Loonongelijkheid in Nederland: trends en verklaringen
Lange tijd werd Nederland beschouwd als een uitzondering op de algemene trend van stijgende loonongelijkheid die in veel OESO landen vanaf de jaren tachtig is waargenomen. Deze OESO trend wordt doorgaans verklaard door een toename van de relatieve vraag naar hooggeschoolde arbeid, die het gevolg is van een relatief groot profijt van hoogopgeleiden van technologische vooruitgang, en – in mindere mate – globalisering.
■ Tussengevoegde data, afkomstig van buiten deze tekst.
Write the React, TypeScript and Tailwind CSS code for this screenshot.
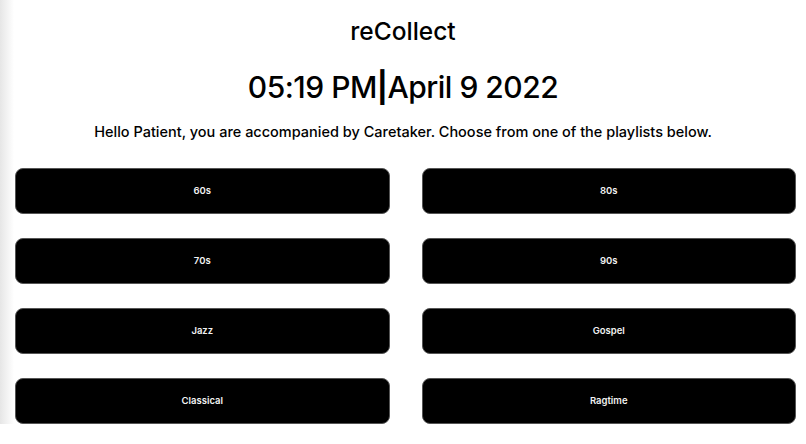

Dit paper maakt gebruik van CBS microdata op het niveau van individuele werknemers om trends in de Nederlandse (reële bruto) loondistributie tussen 2000 en 2008 in kaart te brengen. Hoewel de geaggregeerde ongelijkheid relatief stabiel is gebleven, blijkt er een aanzienlijke dynamiek te bestaan tussen verschillende groepen en regio’s. Na correctie voor geobserveerde werknemerkenmerken is ongelijkheid licht gedaald in de onderste helft van de loondistributie, terwijl deze in de bovenste helft van de distributie juist gestegen is (zowel voor als na correctie voor verschillen in opleidingsniveau). Onverklaarde (residuele) loonongelijkheid is relatief hoog in de meeste grote steden, waarbij bovendien een opwaartse trend waarneembaar is. Dit is consistent met recent bewijs voor een toenemend belang van agglomeratie externaliteiten.